Pitfalls and compiler errors
The most common trap is storing a reference in a struct that outlives the read phase. You might extract a string slice, put it in a custom node, and then try to modify the original string. The compiler will emit E0502 again. The reference inside your node keeps the immutable borrow alive. The solution is to own the data instead of borrowing it. Clone the string or copy the primitive.
Another trap is calling methods that return references while holding a mutable borrow. You might write let x = &mut data; let y = data.first();. The compiler rejects this with E0502. You cannot split a mutable borrow into an immutable one. The rule is strict. Mutable access requires exclusive access.
A third trap is assuming the compiler will see through complex control flow. If you conditionally drop a reference, the borrow checker still tracks the worst case. It assumes the reference lives until the end of the scope unless you explicitly drop it or let it fall out of a smaller block. You can force an early drop by wrapping the read phase in a nested block.
fn conditional_update(data: &mut Vec<String>) {
let index: usize;
{
// Nested scope limits the immutable borrow
let ref_data = &data;
index = ref_data.iter().position(|s| s.is_empty()).unwrap_or(0);
} // ref_data is dropped here
data[index].push_str("filled");
}
The nested block creates a hard boundary. The compiler sees the reference die at the closing brace. The mutable borrow starts safely afterward. Use this pattern when the compiler cannot prove that a reference is unused. Keep the block tight. Do not leak references across boundaries.

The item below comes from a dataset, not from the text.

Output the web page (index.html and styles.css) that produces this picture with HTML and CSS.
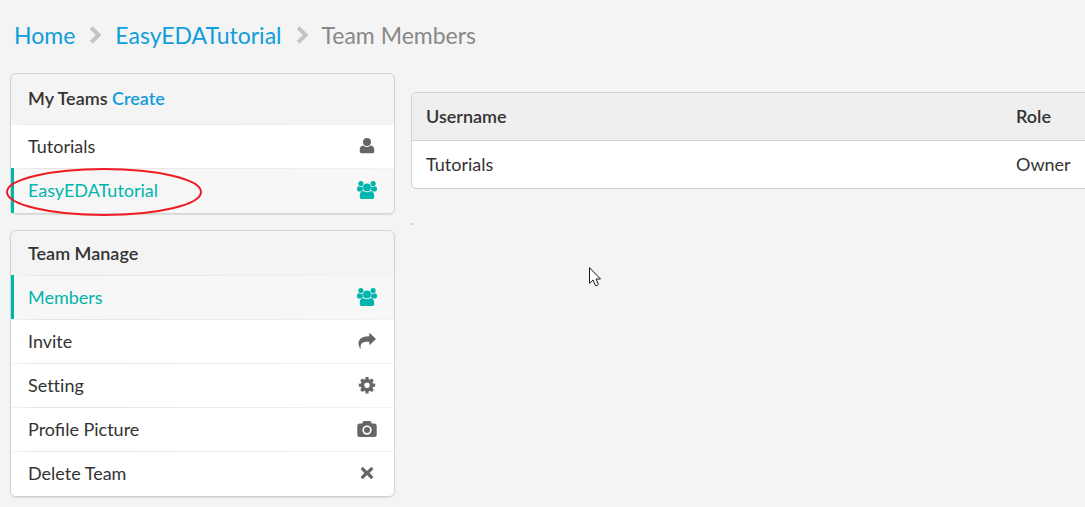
FILE: index.html
```html
<!DOCTYPE html>
<html lang="en">
<head>
<meta charset="utf-8">
<meta name="viewport" content="width=device-width, initial-scale=1">
<title>Team Members</title>
<link rel="stylesheet" href="styles.css">
</head>
<body>
<svg class="sprite" aria-hidden="true">
  <symbol id="users" viewBox="0 0 20 18">
    <circle cx="3.900" cy="2.600" r="2.600"/><circle cx="16.100" cy="2.600" r="2.600"/>
    <path d="M1.800 5.200Q3.900 6.600 5.800 5.500Q5.300 7.700 6.400 9Q5 9.300 4.200 10.500H1.800Q0 10.400 0 8.400Q0 5.200 1.800 5.200ZM18.200 5.200Q16.100 6.600 14.200 5.500Q14.700 7.700 13.600 9Q15 9.300 15.800 10.500H18.200Q20 10.400 20 8.400Q20 5.200 18.200 5.200Z"/>
    <circle cx="10" cy="6.400" r="3.900"/>
    <path d="M6.200 9.900Q10 12.700 13.800 9.900C16.600 10 17.200 12.800 17.200 15.400Q17.200 18 14.700 18H5.300Q2.800 18 2.800 15.400C2.800 12.800 3.400 10 6.200 9.900Z"/>
  </symbol>
  <symbol id="user" viewBox="0 0 20 18">
    <circle cx="10" cy="5" r="4"/>
    <path d="M6.200 8.400Q10 11.500 13.800 8.400C16.600 8.600 17.300 11.300 17.300 13.700Q17.300 16.300 14.800 16.300H5.200Q2.700 16.300 2.700 13.700C2.700 11.300 3.400 8.600 6.200 8.400Z"/>
  </symbol>
  <symbol id="share" viewBox="0 0 20 18">
    <path d="M12.300 1.600Q12.400.900 13 1.300L18.500 6.500Q19 7 18.500 7.500L13 12.700Q12.300 13 12.300 12.300V9.700C6 9.500 3.200 10.700 3.700 16Q3.600 17.100 2.900 16.200C-.3 10.600 1.500 4.200 12.300 4.200Z"/>
  </symbol>
  <symbol id="cog" viewBox="0 0 20 18">
    <path fill-rule="evenodd" d="M8.600 1h2.800l.4 2.200 1.100.5 1.900-1.300 2 2-1.300 1.900.5 1.100 2.200.4v2.800l-2.200.4-.5 1.100 1.300 1.900-2 2-1.900-1.300-1.100.5-.4 2.200H8.600l-.4-2.200-1.100-.5-1.900 1.300-2-2 1.300-1.900-.5-1.100L1.800 10.600V7.800L4 7.400l.5-1.100-1.300-1.900 2-2 1.900 1.300 1.100-.5ZM10 6.500a2.700 2.700 0 1 0 0 5.400A2.700 2.700 0 0 0 10 6.500Z"/>
  </symbol>
  <symbol id="camera" viewBox="0 0 20 18">
    <path fill-rule="evenodd" d="M7.200 1H12.800Q13.900 1 14.300 2.300L14.700 3.400H17.200Q19.700 3.400 19.700 5.900V14.500Q19.700 17 17.200 17H2.800Q.3 17 .3 14.500V5.900Q.3 3.400 2.800 3.400H5.300L5.700 2.300Q6.100 1 7.200 1ZM10 5.400a4.700 4.700 0 1 0 0 9.400 4.700 4.700 0 0 0 0-9.400Zm0 1.700a3 3 0 1 1 0 6 3 3 0 0 1 0-6Z"/>
  </symbol>
  <symbol id="close" viewBox="0 0 20 18">
    <path d="M6.300 3.300 10 7l3.700-3.700Q14.200 2.800 14.700 3.300L16 4.600Q16.500 5.100 16 5.600L12.600 9 16 12.400Q16.500 12.900 16 13.400L14.700 14.700Q14.200 15.200 13.700 14.700L10 11l-3.700 3.700Q5.800 15.200 5.300 14.700L4 13.400Q3.500 12.900 4 12.400L7.400 9 4 5.600Q3.500 5.100 4 4.600L5.300 3.300Q5.800 2.800 6.300 3.300Z"/>
  </symbol>
  <symbol id="chevron" viewBox="0 0 12 18">
    <path d="M2.200 1.600 9.600 9 2.200 16.400" fill="none" stroke="currentColor" stroke-width="4"/>
  </symbol>
</svg>

<nav class="breadcrumb" aria-label="Breadcrumb">
  <a href="#">Home</a>
  <svg class="chevron" aria-hidden="true"><use href="#chevron"/></svg>
  <a href="#">EasyEDATutorial</a>
  <svg class="chevron" aria-hidden="true"><use href="#chevron"/></svg>
  <span>Team Members</span>
</nav>

<div class="layout">
  <aside class="sidebar">
    <nav class="card" aria-label="My Teams">
      <h2 class="card-title roomy">My Teams <a href="#">Create</a></h2>
      <a class="item" href="#">Tutorials<svg class="icon" aria-hidden="true"><use href="#user"/></svg></a>
      <a class="item active" href="#">EasyEDATutorial<svg class="icon" aria-hidden="true"><use href="#users"/></svg>
        <svg class="highlight" viewBox="0 0 198 50" aria-hidden="true"><ellipse cx="99" cy="25" rx="97" ry="23"/></svg>
      </a>
    </nav>
    <nav class="card" aria-label="Team Manage">
      <h2 class="card-title">Team Manage</h2>
      <a class="item active" href="#">Members<svg class="icon" aria-hidden="true"><use href="#users"/></svg></a>
      <a class="item" href="#">Invite<svg class="icon" aria-hidden="true"><use href="#share"/></svg></a>
      <a class="item plain" href="#">Setting<svg class="icon" aria-hidden="true"><use href="#cog"/></svg></a>
      <a class="item" href="#">Profile Picture<svg class="icon" aria-hidden="true"><use href="#camera"/></svg></a>
      <a class="item" href="#">Delete Team<svg class="icon" aria-hidden="true"><use href="#close"/></svg></a>
    </nav>
  </aside>
  <main class="content">
    <table class="members">
      <thead><tr><th scope="col">Username</th><th class="role" scope="col">Role</th></tr></thead>
      <tbody><tr><td>Tutorials</td><td>Owner</td></tr></tbody>
    </table>
    <div class="dot"></div>
  </main>
</div>

<svg class="cursor" viewBox="0 0 12 20" aria-hidden="true"><path d="M.5.700V16.300L4 13l2.500 5.600Q8.500 19.200 9.300 17.300L7 12h4.500Z"/></svg>
</body>
</html>
```
FILE: styles.css
```css
* {
  box-sizing: border-box;
}

body {
  margin: 0;
  padding: 19px 0 8px 10px;
  overflow-x: hidden;
  background: #f4f4f4;
  color: #333;
  font: 18px/24px Lato, sans-serif;
}

a {
  color: #109ddb;
  text-decoration: none;
}

.sprite {
  display: none;
}

.breadcrumb {
  display: flex;
  align-items: center;
  gap: 14px;
  margin-bottom: 22px;
  padding-left: 4px;
  color: #888;
  font-size: 23px;
  line-height: 32px;
}

.chevron {
  width: 12px;
  height: 18px;
  color: #c4c4c4;
}

.layout {
  display: flex;
  align-items: flex-start;
  gap: 16px;
}

.sidebar {
  display: grid;
  flex: 0 0 385px;
  gap: 16px;
}

.card {
  border: 1px solid #d2d2d2;
  border-radius: 6px;
  box-shadow: 0 1px 1px #ddd;
}

.card-title {
  margin: 0;
  padding: 10px 17px;
  font-size: 18px;
  font-weight: 600;
  line-height: 24px;
}

.roomy {
  padding: 12px 17px 14px;
}

.item {
  position: relative;
  display: flex;
  align-items: center;
  justify-content: space-between;
  padding: 10px 17px;
  background: linear-gradient(to right, #f5f5f5, #e4e4e4 30px, #f2f2f2) top / 100% 1px no-repeat #fff;
  color: #333;
}

.item:last-child {
  padding-bottom: 11px;
  border-radius: 0 0 5px 5px;
}

.active {
  background-color: #f7f7f7;
  color: #00b5ad;
}

.active::before {
  position: absolute;
  inset: 0 auto 0 0;
  width: 3px;
  background: #00b5ad;
  content: "";
}

.plain {
  font-variant-ligatures: none;
}

.icon {
  width: 20px;
  height: 18px;
  fill: #666;
}

.active .icon {
  fill: #00b5ad;
}

.highlight {
  position: absolute;
  top: -1px;
  left: -6px;
  width: 198px;
  height: 50px;
  fill: none;
  stroke: #ed1c24;
  stroke-width: 2;
}

.content {
  flex: 1;
  min-width: 0;
  padding-top: 19px;
}

.members {
  width: calc(100% + 40px);
  border: 1px solid #d2d2d2;
  border-radius: 5px;
  border-spacing: 0;
  background: #fff;
}

.members th,
.members td {
  padding: 11px 14px 12px;
  text-align: left;
}

.members th {
  border-bottom: 1px solid #d2d2d2;
  background: #efefef;
  font-weight: 600;
}

.members th:first-child {
  border-top-left-radius: 4px;
}

.members .role {
  width: 122px;
}

.dot {
  width: 2px;
  height: 2px;
  margin-top: 34px;
  background: #ccc;
}

.cursor {
  position: absolute;
  top: 267px;
  left: 589px;
  width: 12px;
  height: 20px;
  fill: #fff;
  stroke: #15151f;
}
```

When to use which approach
Use value copying when you need to read a small piece of data and then mutate the source container. Use explicit scope blocks when the compiler cannot see that a reference is dropped early. Use RefCell<T> when you must mutate data through an immutable reference at runtime. Use Cow<str> when you want to avoid cloning unless a mutation actually happens. Reach for plain references when lifetimes are simple and no mutation follows. The unsafe alternative is rarely worth it.